Take, for instance, the parallels that scholars have identified between days 1-3 and days 4-6 in Genesis 1, illustrated best by using a chart:
The first three days feature the creation of habitats, and the next three fill those habitats with inhabitants.
Here’s another diagram that highlights the connections in slightly more detail (ironically found on a site trying to dispute the parallelism in the passage!):
Others like it can be found on various web pages as well as in books and commentaries.
Now, let’s see what happens if Answers in Genesis decides that it wants to try to co-opt this into their twisted approach to the Bible and to science:
In their attempts to shoehorn science (or rather, their distorted and selective bits of science) into the passage, they make nonsense of the parallels. They not only remove the dome from day 2 (to facilitate their deceitful claim to take Genesis 1 literally in a manner that is not selective), but they focus on the creation of a habitable atmosphere in between the waters above and below on day 2, which leaves one with the impression that the sea creatures on day 5 ought to live in the sky. The Bible’s beautiful structure is treated by them as so much garbage, to be ridden roughshod over in their misguided attempt to hijack Scripture and science for their own twisted ends. Because they are not interested in exploring and highlighting what is actually in Scripture, but in using Scripture for their own ends.

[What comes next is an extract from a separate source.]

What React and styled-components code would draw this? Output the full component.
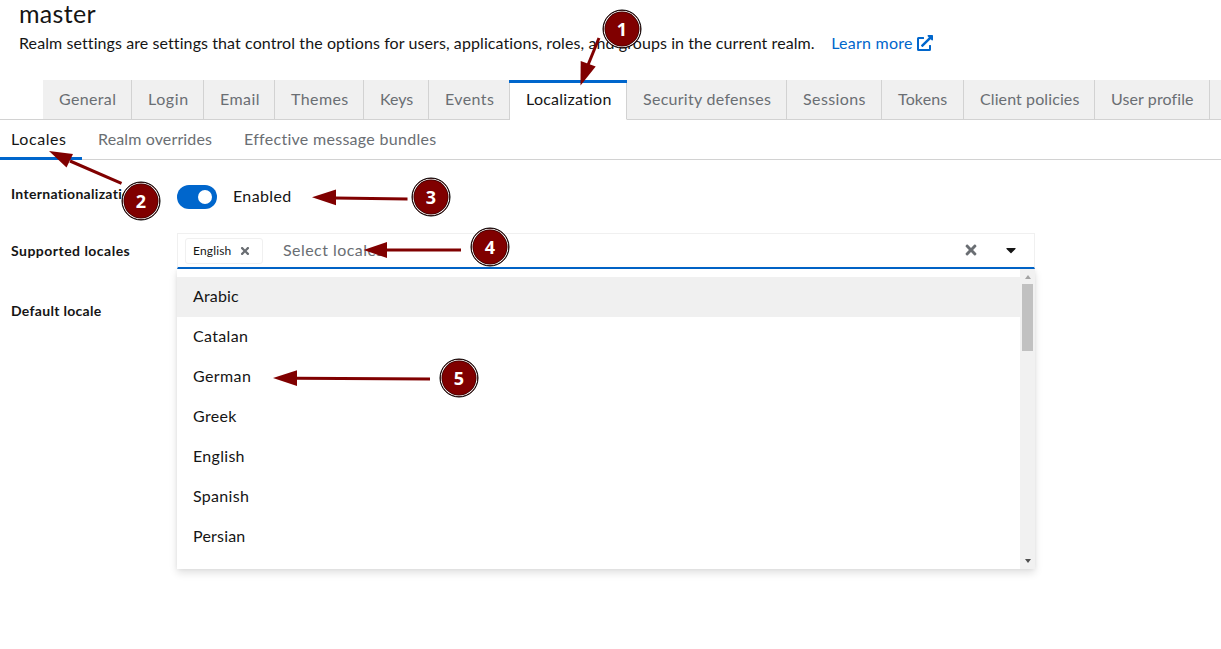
import React from "react";
import styled, { createGlobalStyle } from "styled-components";
import { FaExternalLinkAlt, FaTimes, FaCaretDown } from "react-icons/fa";

const GlobalStyle = createGlobalStyle`
  * { box-sizing: border-box; }
  body {
    margin: 0;
    overflow: hidden;
    background: #fff;
    color: #151515;
    font-family: Lato, "Noto Sans", sans-serif;
    font-size: 16px;
    line-height: 24px;
  }
`;

const Page = styled.main`
  position: relative;
  width: 1221px;
  height: 649px;
  overflow: hidden;
`;

const Text = styled.span`
  display: inline-block;
  margin-bottom: 2px;
  letter-spacing: ${(p) => p.$track || 0}px;
  white-space: nowrap;
`;

const Header = styled.header`
  height: 80px;
  padding-left: 19px;
`;

const Title = styled.h1`
  margin: 0;
  height: 32px;
  font-size: 25px;
  font-weight: 400;
  line-height: 26px;
  letter-spacing: 0.3px;
`;

const Description = styled.p`
  display: flex;
  align-items: center;
  margin: 0;
  height: 24px;
`;

const LearnMore = styled.a`
  display: flex;
  align-items: center;
  gap: 4px;
  margin-left: 16.5px;
  color: #0066cc;
  svg { margin-bottom: 2px; }
`;

const Tabs = styled.nav`
  display: flex;
  height: 40px;
`;

const TabsLead = styled.div`
  width: 43px;
  border-bottom: 1px solid #d2d2d2;
`;

const Tab = styled.button`
  position: relative;
  flex: none;
  width: ${(p) => p.$width}px;
  padding: 0 0 0 16px;
  border: 0;
  border-right: 1px solid #d2d2d2;
  border-bottom: 1px solid ${(p) => (p.$active ? "#fff" : "#d2d2d2")};
  background: ${(p) => (p.$active ? "#fff" : "#f0f0f0")};
  color: ${(p) => (p.$active ? "#151515" : "#6a6e73")};
  font: inherit;
  text-align: left;

  &::before {
    content: "";
    position: absolute;
    top: 0;
    left: -1px;
    right: -1px;
    height: ${(p) => (p.$active ? 3 : 0)}px;
    background: #0066cc;
  }
`;

const TabsRest = styled.div`
  flex: 1;
  border-bottom: 1px solid #d2d2d2;
  background: #f0f0f0;
`;

const SubTabs = styled.nav`
  display: flex;
  height: 40px;
  border-bottom: 1px solid #d2d2d2;
`;

const SubTab = styled.button`
  flex: none;
  width: ${(p) => p.$width}px;
  height: 40px;
  padding: 0 0 0 ${(p) => p.$inset}px;
  border: 0;
  background: none;
  box-shadow: ${(p) => (p.$active ? "inset 0 -3px #0066cc" : "none")};
  color: ${(p) => (p.$active ? "#151515" : "#6a6e73")};
  font: inherit;
  text-align: left;
`;

const Form = styled.form`
  display: grid;
  grid-template-columns: 166px 858px;
  grid-template-rows: 73px 60px 40px;
  padding-left: 11px;
`;

const Label = styled.label`
  padding-top: ${(p) => p.$top}px;
  font-size: 14px;
  font-weight: 700;
  line-height: 20px;
`;

const SwitchRow = styled.div`
  display: flex;
  align-items: center;
  gap: 16px;
  height: 24px;
  margin-top: 25px;
`;

const Switch = styled.span`
  display: flex;
  align-items: center;
  justify-content: flex-end;
  width: 40px;
  height: 24px;
  padding-right: 5px;
  border-radius: 12px;
  background: #0066cc;
`;

const Knob = styled.span`
  width: 14px;
  height: 14px;
  border-radius: 50%;
  background: #fff;
`;

const Select = styled.div`
  position: relative;
  height: 36px;
`;

const Control = styled.div`
  display: flex;
  align-items: center;
  height: 36px;
  padding: 0 15px 0 7px;
  border: 1px solid #f0f0f0;
  border-bottom: 2px solid #0066cc;
`;

const Chip = styled.span`
  display: flex;
  align-items: center;
  justify-content: space-between;
  width: 78px;
  height: 26px;
  padding: 0 11px 0 7px;
  border: 1px solid #f0f0f0;
  border-radius: 3px;
  font-size: 12px;
  letter-spacing: 0.15px;
  svg { color: #6a6e73; }
`;

const Placeholder = styled.span`
  display: flex;
  flex: 1;
  padding-left: 20px;
  color: #6a6e73;
`;

const Actions = styled.span`
  display: flex;
  align-items: center;
  gap: 24px;
  margin-bottom: 1px;
`;

const Menu = styled.div`
  position: absolute;
  top: 36px;
  left: 0;
  display: flex;
  width: 858px;
  height: 300px;
  background: #fff;
  box-shadow: 0 4px 8px rgba(3, 3, 3, 0.12), 0 0 4px rgba(3, 3, 3, 0.06);
`;

const Options = styled.ul`
  flex: 1;
  margin: 0;
  padding: 8px 0 0;
  list-style: none;
`;

const Option = styled.li`
  display: flex;
  align-items: center;
  height: 40px;
  padding-left: 16px;
  background: ${(p) => (p.$active ? "#f0f0f0" : "transparent")};
`;

const Scrollbar = styled.div`
  display: flex;
  flex-direction: column;
  align-items: center;
  width: 15px;
  padding: 6px 0;
  background: #f1f1f1;
`;

const Arrow = styled.i`
  border: 3.5px solid transparent;
  border-top: ${(p) => (p.$up ? "0" : "4px solid #505050")};
  border-bottom: ${(p) => (p.$up ? "4px solid #a3a3a3" : "0")};
`;

const Thumb = styled.div`
  width: 11px;
  height: 67px;
  margin: 5px 0 auto;
  background: #c1c1c1;
`;

const Pointers = styled.svg`
  position: absolute;
  inset: 0;
  fill: #800000;
  pointer-events: none;
`;

const Marker = styled.div`
  position: absolute;
  left: ${(p) => p.$x - 20}px;
  top: ${(p) => p.$y - 20}px;
  width: 39px;
  height: 39px;
  transform: translate(0.5px, 0.5px);
  border: 1px solid #000;
  border-radius: 50%;
  background: #800000;
  box-shadow: inset 0 0 0 1px #fff, inset 0 0 0 1.8px #3a0000;
  color: #fff;
  font: 700 18px/37px "Open Sans", sans-serif;
  text-align: center;
`;

const tabs = [
  ["General", 89, 0.35],
  ["Login", 72, 0.6],
  ["Email", 71, 0.45],
  ["Themes", 89, 0.4],
  ["Keys", 65, 0],
  ["Events", 81, 0.4],
  ["Localization", 117, 0.25],
  ["Security defenses", 160, 0.28],
  ["Sessions", 95, 0.4],
  ["Tokens", 82, 0.15],
  ["Client policies", 131, 0.1],
  ["User profile", 115, 0.1],
];

const locales = [
  ["Arabic", 0.15],
  ["Catalan", 0.35],
  ["German", 0.4],
  ["Greek", 0.35],
  ["English", 0.3],
  ["Spanish", 0.3],
  ["Persian", 0.2],
];

const markers = [
  [622, 29],
  [141, 201],
  [431, 197],
  [490, 247],
  [459, 378],
];

const pointers = [
  { from: [599, 38], neck: [588, 65], head: "580.5,85.5 580.7,61 595.7,66.5" },
  { from: [121.5, 183.3], neck: [70, 161], head: "49,151 73,154 66.5,167.5" },
  { from: [407.5, 199], neck: [335, 197.9], head: "312,197.3 336,189.5 336,205.3" },
  { from: [461, 250], neck: [386, 250], head: "363.5,250 387,242 387,258" },
  { from: [430, 379], neck: [296, 378.2], head: "273,378 297,370.2 297,386" },
];

export default function App() {
  return (
    <Page>
      <GlobalStyle />
      <Header>
        <Title>master</Title>
        <Description>
          <Text $track={0.09}>
            Realm settings are settings that control the options for users, applications, roles, and groups in the current realm.
          </Text>
          <LearnMore>
            <Text $track={0.25}>Learn more</Text>
            <FaExternalLinkAlt size={16} />
          </LearnMore>
        </Description>
      </Header>

      <Tabs>
        <TabsLead />
        {tabs.map(([name, width, track]) => (
          <Tab key={name} $width={width} $active={name === "Localization"}>
            <Text $track={track}>{name}</Text>
          </Tab>
        ))}
        <TabsRest />
      </Tabs>

      <SubTabs>
        <SubTab $active $width={82} $inset={11}><Text $track={0.6}>Locales</Text></SubTab>
        <SubTab $width={146} $inset={16}><Text $track={0.13}>Realm overrides</Text></SubTab>
        <SubTab $width={224} $inset={16}><Text $track={0.29}>Effective message bundles</Text></SubTab>
      </SubTabs>

      <Form>
        <Label $top={24}><Text $track={0.3}>Internationalization</Text></Label>
        <SwitchRow>
          <Switch><Knob /></Switch>
          <Text $track={0.35}>Enabled</Text>
        </SwitchRow>

        <Label $top={8}><Text $track={0.48}>Supported locales</Text></Label>
        <Select>
          <Control>
            <Chip>
              English
              <FaTimes size={12} />
            </Chip>
            <Placeholder><Text $track={0.45}>Select locales</Text></Placeholder>
            <Actions>
              <FaTimes size={16} color="#6a6e73" />
              <FaCaretDown size={16} />
            </Actions>
          </Control>
          <Menu>
            <Options>
              {locales.map(([name, track], i) => (
                <Option key={name} $active={i === 0}><Text $track={track}>{name}</Text></Option>
              ))}
            </Options>
            <Scrollbar>
              <Arrow $up />
              <Thumb />
              <Arrow />
            </Scrollbar>
          </Menu>
        </Select>

        <Label $top={8}><Text $track={0.3}>Default locale</Text></Label>
      </Form>

      <Pointers width="1221" height="649">
        {pointers.map(({ from, neck, head }) => (
          <g key={head}>
            <line x1={from[0]} y1={from[1]} x2={neck[0]} y2={neck[1]} stroke="#800000" strokeWidth="3" />
            <polygon points={head} />
          </g>
        ))}
      </Pointers>
      {markers.map(([x, y], i) => (
        <Marker key={i} $x={x} $y={y}>{i + 1}</Marker>
      ))}
    </Page>
  );
}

Here’s another image of theirs I came across:
They misconstrue the Bible as though it were not the work of men – even though Paul doesn’t merely put his name in the author’s position on his letters, but emphasizes in 2 Corinthians 11 that he speaks there as a fool and not according to the Lord. Genesis 1, even if it were by Moses, would not then be beyond dispute, nor removed from the category of “work of a man.” But as it stands, it is anonymous, and includes elements which are pre-scientific and a structure which is naturally understood to be poetic in character, or at least not focused on chronology but rather on parallelism. Then they treat what nature – that is, from a Christian perspective, God’s creation – says as though it were mere human opinion. And the implicit message of the question at the bottom is that they are not in fact doing precisely what they accuse others of doing, namely twisting and changing scripture. Young-earth creationists take scissors and pen to the Bible (metaphorically, of course, using the Bible selectively and changing the meaning of words to suit their presuppositions), and add to this the sins of hypocrisy and lying.
Young-earth creationism is the work of charlatans who know little about either the Bible or science, and mislead the gullible. That would be sad enough. But as if their work turning the Bible and the Christian faith into a laughing stock were not enough, they also close some Christians’ ears to the voice of other Christians who actually do know something about the Bible or about the sciences. Thus they sow division in the body of Christ.